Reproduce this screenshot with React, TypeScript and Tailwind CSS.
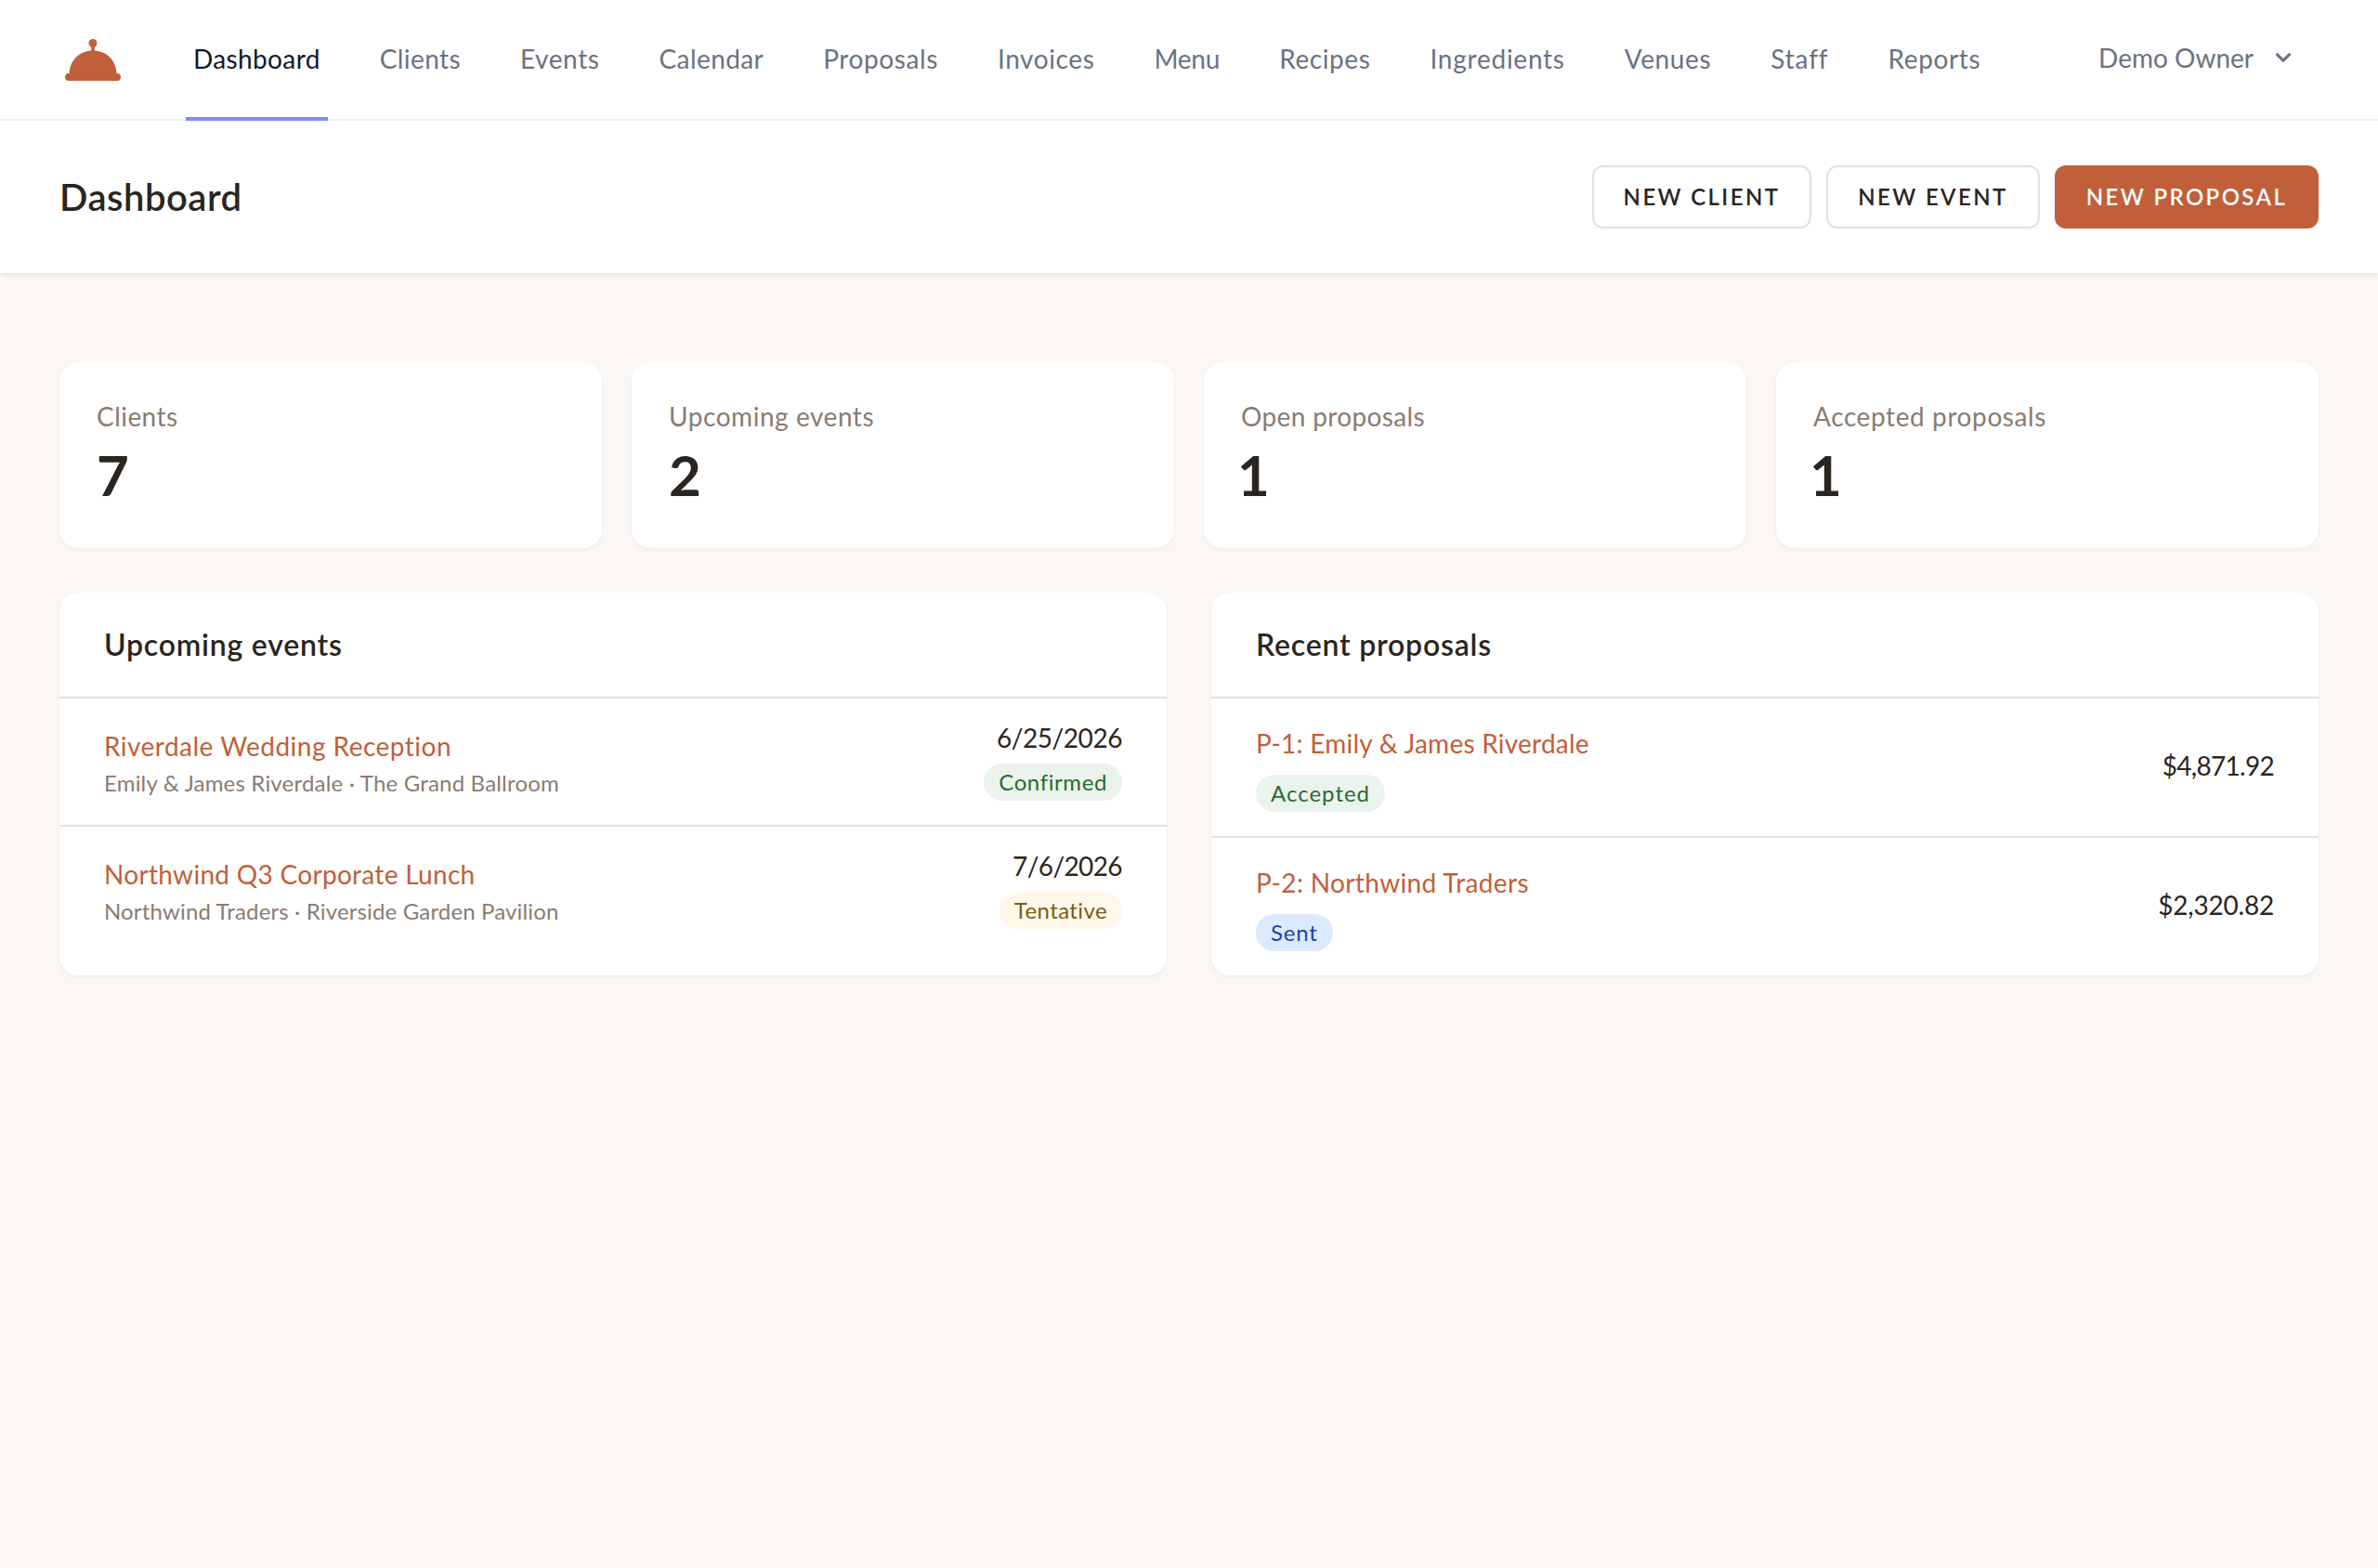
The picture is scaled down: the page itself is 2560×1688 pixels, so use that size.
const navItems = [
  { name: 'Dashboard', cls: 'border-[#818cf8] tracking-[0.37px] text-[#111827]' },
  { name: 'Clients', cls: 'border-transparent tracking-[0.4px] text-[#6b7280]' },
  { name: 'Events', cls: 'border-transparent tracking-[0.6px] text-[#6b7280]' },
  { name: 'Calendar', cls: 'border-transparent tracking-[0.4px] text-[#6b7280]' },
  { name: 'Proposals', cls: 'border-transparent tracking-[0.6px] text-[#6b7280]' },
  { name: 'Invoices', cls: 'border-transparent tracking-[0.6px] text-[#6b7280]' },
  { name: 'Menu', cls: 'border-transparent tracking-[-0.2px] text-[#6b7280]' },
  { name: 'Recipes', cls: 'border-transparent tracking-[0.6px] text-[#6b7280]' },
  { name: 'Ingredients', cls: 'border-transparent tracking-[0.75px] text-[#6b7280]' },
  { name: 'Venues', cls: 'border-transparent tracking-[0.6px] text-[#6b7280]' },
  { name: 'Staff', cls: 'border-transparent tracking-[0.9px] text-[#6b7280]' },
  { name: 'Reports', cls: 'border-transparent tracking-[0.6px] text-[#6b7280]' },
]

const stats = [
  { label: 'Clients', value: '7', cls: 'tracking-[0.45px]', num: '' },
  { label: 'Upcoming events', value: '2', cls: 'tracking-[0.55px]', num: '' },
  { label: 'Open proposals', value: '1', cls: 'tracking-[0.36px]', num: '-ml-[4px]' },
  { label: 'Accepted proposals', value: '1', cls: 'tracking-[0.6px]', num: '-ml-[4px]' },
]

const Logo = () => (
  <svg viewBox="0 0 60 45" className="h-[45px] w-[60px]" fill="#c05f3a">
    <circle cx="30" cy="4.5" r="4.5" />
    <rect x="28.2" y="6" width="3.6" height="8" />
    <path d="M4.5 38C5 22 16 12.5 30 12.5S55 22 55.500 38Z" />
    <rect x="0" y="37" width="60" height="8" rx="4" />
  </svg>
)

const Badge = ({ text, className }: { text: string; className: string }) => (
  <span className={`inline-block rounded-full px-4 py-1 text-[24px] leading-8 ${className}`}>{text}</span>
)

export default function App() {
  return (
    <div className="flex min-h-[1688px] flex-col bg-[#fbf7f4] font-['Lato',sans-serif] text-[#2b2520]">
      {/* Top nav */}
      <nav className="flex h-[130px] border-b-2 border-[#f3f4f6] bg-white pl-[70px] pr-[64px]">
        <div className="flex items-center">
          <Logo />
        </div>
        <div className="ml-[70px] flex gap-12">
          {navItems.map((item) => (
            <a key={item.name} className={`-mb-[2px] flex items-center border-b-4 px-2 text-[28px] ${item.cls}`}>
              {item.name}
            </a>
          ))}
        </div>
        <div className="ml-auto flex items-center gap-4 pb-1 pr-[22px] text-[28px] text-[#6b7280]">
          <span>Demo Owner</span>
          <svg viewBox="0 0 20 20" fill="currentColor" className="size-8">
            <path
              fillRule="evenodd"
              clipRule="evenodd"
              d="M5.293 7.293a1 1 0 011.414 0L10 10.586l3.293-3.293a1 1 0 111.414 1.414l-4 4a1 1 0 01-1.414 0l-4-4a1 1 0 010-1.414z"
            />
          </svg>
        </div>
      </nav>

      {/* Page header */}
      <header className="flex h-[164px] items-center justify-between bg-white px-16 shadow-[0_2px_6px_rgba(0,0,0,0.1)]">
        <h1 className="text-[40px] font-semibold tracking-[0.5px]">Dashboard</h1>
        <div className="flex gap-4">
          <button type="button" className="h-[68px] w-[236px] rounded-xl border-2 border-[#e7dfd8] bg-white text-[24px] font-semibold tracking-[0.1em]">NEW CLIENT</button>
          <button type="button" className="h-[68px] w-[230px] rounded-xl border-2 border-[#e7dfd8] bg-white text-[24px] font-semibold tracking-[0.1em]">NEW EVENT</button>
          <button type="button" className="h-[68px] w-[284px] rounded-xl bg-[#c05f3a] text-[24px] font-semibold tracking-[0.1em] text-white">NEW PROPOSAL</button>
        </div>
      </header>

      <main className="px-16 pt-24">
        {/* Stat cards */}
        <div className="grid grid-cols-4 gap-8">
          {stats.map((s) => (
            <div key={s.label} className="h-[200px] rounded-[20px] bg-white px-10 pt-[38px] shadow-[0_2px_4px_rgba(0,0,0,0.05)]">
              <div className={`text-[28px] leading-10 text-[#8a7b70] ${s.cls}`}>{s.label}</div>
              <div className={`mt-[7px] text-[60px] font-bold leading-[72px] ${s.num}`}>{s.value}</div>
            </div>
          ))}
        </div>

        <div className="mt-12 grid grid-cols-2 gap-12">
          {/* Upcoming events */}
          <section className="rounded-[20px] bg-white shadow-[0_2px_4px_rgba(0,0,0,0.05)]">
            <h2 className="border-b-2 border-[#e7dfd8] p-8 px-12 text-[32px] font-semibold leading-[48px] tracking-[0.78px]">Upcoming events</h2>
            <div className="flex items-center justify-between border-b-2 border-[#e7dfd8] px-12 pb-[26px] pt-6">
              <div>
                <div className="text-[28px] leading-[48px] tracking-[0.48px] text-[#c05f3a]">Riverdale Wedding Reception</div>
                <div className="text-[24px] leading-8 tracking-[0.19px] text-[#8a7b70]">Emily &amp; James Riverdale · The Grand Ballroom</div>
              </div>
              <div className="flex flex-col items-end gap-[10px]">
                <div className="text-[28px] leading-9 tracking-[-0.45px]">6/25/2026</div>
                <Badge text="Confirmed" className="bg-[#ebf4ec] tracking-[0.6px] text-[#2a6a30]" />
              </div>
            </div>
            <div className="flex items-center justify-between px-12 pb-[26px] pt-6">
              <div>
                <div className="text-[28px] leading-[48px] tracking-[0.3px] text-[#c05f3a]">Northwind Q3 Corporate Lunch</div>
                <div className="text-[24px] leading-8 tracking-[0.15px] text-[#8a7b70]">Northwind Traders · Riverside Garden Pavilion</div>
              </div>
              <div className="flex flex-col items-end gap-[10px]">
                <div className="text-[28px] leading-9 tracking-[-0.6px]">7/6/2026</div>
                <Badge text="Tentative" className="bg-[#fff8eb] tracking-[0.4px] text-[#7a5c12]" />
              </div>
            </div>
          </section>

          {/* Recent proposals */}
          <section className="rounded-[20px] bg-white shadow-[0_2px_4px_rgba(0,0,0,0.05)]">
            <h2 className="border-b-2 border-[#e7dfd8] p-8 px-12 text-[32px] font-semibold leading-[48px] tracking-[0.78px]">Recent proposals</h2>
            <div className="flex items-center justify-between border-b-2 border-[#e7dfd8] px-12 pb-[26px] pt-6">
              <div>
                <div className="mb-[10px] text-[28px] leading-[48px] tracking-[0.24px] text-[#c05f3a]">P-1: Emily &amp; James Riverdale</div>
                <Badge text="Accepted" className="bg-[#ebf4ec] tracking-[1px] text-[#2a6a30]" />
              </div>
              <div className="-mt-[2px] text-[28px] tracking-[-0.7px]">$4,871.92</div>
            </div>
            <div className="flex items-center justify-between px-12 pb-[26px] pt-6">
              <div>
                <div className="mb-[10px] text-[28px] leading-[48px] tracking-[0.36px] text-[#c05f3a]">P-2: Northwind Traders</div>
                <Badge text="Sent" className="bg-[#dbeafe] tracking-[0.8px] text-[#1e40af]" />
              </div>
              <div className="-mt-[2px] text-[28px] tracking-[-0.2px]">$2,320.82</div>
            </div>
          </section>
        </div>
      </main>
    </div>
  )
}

#####

◆ Instruction ◆
Leave out all pictures, then copy the remaining material exactly.

◆ Written solution ◆
Reproduce this screenshot with React, TypeScript and Tailwind CSS.
The picture is scaled down: the page itself is 2560×1688 pixels, so use that size.
const navItems = [
  { name: 'Dashboard', cls: 'border-[#818cf8] tracking-[0.37px] text-[#111827]' },
  { name: 'Clients', cls: 'border-transparent tracking-[0.4px] text-[#6b7280]' },
  { name: 'Events', cls: 'border-transparent tracking-[0.6px] text-[#6b7280]' },
  { name: 'Calendar', cls: 'border-transparent tracking-[0.4px] text-[#6b7280]' },
  { name: 'Proposals', cls: 'border-transparent tracking-[0.6px] text-[#6b7280]' },
  { name: 'Invoices', cls: 'border-transparent tracking-[0.6px] text-[#6b7280]' },
  { name: 'Menu', cls: 'border-transparent tracking-[-0.2px] text-[#6b7280]' },
  { name: 'Recipes', cls: 'border-transparent tracking-[0.6px] text-[#6b7280]' },
  { name: 'Ingredients', cls: 'border-transparent tracking-[0.75px] text-[#6b7280]' },
  { name: 'Venues', cls: 'border-transparent tracking-[0.6px] text-[#6b7280]' },
  { name: 'Staff', cls: 'border-transparent tracking-[0.9px] text-[#6b7280]' },
  { name: 'Reports', cls: 'border-transparent tracking-[0.6px] text-[#6b7280]' },
]

const stats = [
  { label: 'Clients', value: '7', cls: 'tracking-[0.45px]', num: '' },
  { label: 'Upcoming events', value: '2', cls: 'tracking-[0.55px]', num: '' },
  { label: 'Open proposals', value: '1', cls: 'tracking-[0.36px]', num: '-ml-[4px]' },
  { label: 'Accepted proposals', value: '1', cls: 'tracking-[0.6px]', num: '-ml-[4px]' },
]

const Logo = () => (
  <svg viewBox="0 0 60 45" className="h-[45px] w-[60px]" fill="#c05f3a">
    <circle cx="30" cy="4.5" r="4.5" />
    <rect x="28.2" y="6" width="3.6" height="8" />
    <path d="M4.5 38C5 22 16 12.5 30 12.5S55 22 55.500 38Z" />
    <rect x="0" y="37" width="60" height="8" rx="4" />
  </svg>
)

const Badge = ({ text, className }: { text: string; className: string }) => (
  <span className={`inline-block rounded-full px-4 py-1 text-[24px] leading-8 ${className}`}>{text}</span>
)

export default function App() {
  return (
    <div className="flex min-h-[1688px] flex-col bg-[#fbf7f4] font-['Lato',sans-serif] text-[#2b2520]">
      {/* Top nav */}
      <nav className="flex h-[130px] border-b-2 border-[#f3f4f6] bg-white pl-[70px] pr-[64px]">
        <div className="flex items-center">
          <Logo />
        </div>
        <div className="ml-[70px] flex gap-12">
          {navItems.map((item) => (
            <a key={item.name} className={`-mb-[2px] flex items-center border-b-4 px-2 text-[28px] ${item.cls}`}>
              {item.name}
            </a>
          ))}
        </div>
        <div className="ml-auto flex items-center gap-4 pb-1 pr-[22px] text-[28px] text-[#6b7280]">
          <span>Demo Owner</span>
          <svg viewBox="0 0 20 20" fill="currentColor" className="size-8">
            <path
              fillRule="evenodd"
              clipRule="evenodd"
              d="M5.293 7.293a1 1 0 011.414 0L10 10.586l3.293-3.293a1 1 0 111.414 1.414l-4 4a1 1 0 01-1.414 0l-4-4a1 1 0 010-1.414z"
            />
          </svg>
        </div>
      </nav>

      {/* Page header */}
      <header className="flex h-[164px] items-center justify-between bg-white px-16 shadow-[0_2px_6px_rgba(0,0,0,0.1)]">
        <h1 className="text-[40px] font-semibold tracking-[0.5px]">Dashboard</h1>
        <div className="flex gap-4">
          <button type="button" className="h-[68px] w-[236px] rounded-xl border-2 border-[#e7dfd8] bg-white text-[24px] font-semibold tracking-[0.1em]">NEW CLIENT</button>
          <button type="button" className="h-[68px] w-[230px] rounded-xl border-2 border-[#e7dfd8] bg-white text-[24px] font-semibold tracking-[0.1em]">NEW EVENT</button>
          <button type="button" className="h-[68px] w-[284px] rounded-xl bg-[#c05f3a] text-[24px] font-semibold tracking-[0.1em] text-white">NEW PROPOSAL</button>
        </div>
      </header>

      <main className="px-16 pt-24">
        {/* Stat cards */}
        <div className="grid grid-cols-4 gap-8">
          {stats.map((s) => (
            <div key={s.label} className="h-[200px] rounded-[20px] bg-white px-10 pt-[38px] shadow-[0_2px_4px_rgba(0,0,0,0.05)]">
              <div className={`text-[28px] leading-10 text-[#8a7b70] ${s.cls}`}>{s.label}</div>
              <div className={`mt-[7px] text-[60px] font-bold leading-[72px] ${s.num}`}>{s.value}</div>
            </div>
          ))}
        </div>

        <div className="mt-12 grid grid-cols-2 gap-12">
          {/* Upcoming events */}
          <section className="rounded-[20px] bg-white shadow-[0_2px_4px_rgba(0,0,0,0.05)]">
            <h2 className="border-b-2 border-[#e7dfd8] p-8 px-12 text-[32px] font-semibold leading-[48px] tracking-[0.78px]">Upcoming events</h2>
            <div className="flex items-center justify-between border-b-2 border-[#e7dfd8] px-12 pb-[26px] pt-6">
              <div>
                <div className="text-[28px] leading-[48px] tracking-[0.48px] text-[#c05f3a]">Riverdale Wedding Reception</div>
                <div className="text-[24px] leading-8 tracking-[0.19px] text-[#8a7b70]">Emily &amp; James Riverdale · The Grand Ballroom</div>
              </div>
              <div className="flex flex-col items-end gap-[10px]">
                <div className="text-[28px] leading-9 tracking-[-0.45px]">6/25/2026</div>
                <Badge text="Confirmed" className="bg-[#ebf4ec] tracking-[0.6px] text-[#2a6a30]" />
              </div>
            </div>
            <div className="flex items-center justify-between px-12 pb-[26px] pt-6">
              <div>
                <div className="text-[28px] leading-[48px] tracking-[0.3px] text-[#c05f3a]">Northwind Q3 Corporate Lunch</div>
                <div className="text-[24px] leading-8 tracking-[0.15px] text-[#8a7b70]">Northwind Traders · Riverside Garden Pavilion</div>
              </div>
              <div className="flex flex-col items-end gap-[10px]">
                <div className="text-[28px] leading-9 tracking-[-0.6px]">7/6/2026</div>
                <Badge text="Tentative" className="bg-[#fff8eb] tracking-[0.4px] text-[#7a5c12]" />
              </div>
            </div>
          </section>

          {/* Recent proposals */}
          <section className="rounded-[20px] bg-white shadow-[0_2px_4px_rgba(0,0,0,0.05)]">
            <h2 className="border-b-2 border-[#e7dfd8] p-8 px-12 text-[32px] font-semibold leading-[48px] tracking-[0.78px]">Recent proposals</h2>
            <div className="flex items-center justify-between border-b-2 border-[#e7dfd8] px-12 pb-[26px] pt-6">
              <div>
                <div className="mb-[10px] text-[28px] leading-[48px] tracking-[0.24px] text-[#c05f3a]">P-1: Emily &amp; James Riverdale</div>
                <Badge text="Accepted" className="bg-[#ebf4ec] tracking-[1px] text-[#2a6a30]" />
              </div>
              <div className="-mt-[2px] text-[28px] tracking-[-0.7px]">$4,871.92</div>
            </div>
            <div className="flex items-center justify-between px-12 pb-[26px] pt-6">
              <div>
                <div className="mb-[10px] text-[28px] leading-[48px] tracking-[0.36px] text-[#c05f3a]">P-2: Northwind Traders</div>
                <Badge text="Sent" className="bg-[#dbeafe] tracking-[0.8px] text-[#1e40af]" />
              </div>
              <div className="-mt-[2px] text-[28px] tracking-[-0.2px]">$2,320.82</div>
            </div>
          </section>
        </div>
      </main>
    </div>
  )
}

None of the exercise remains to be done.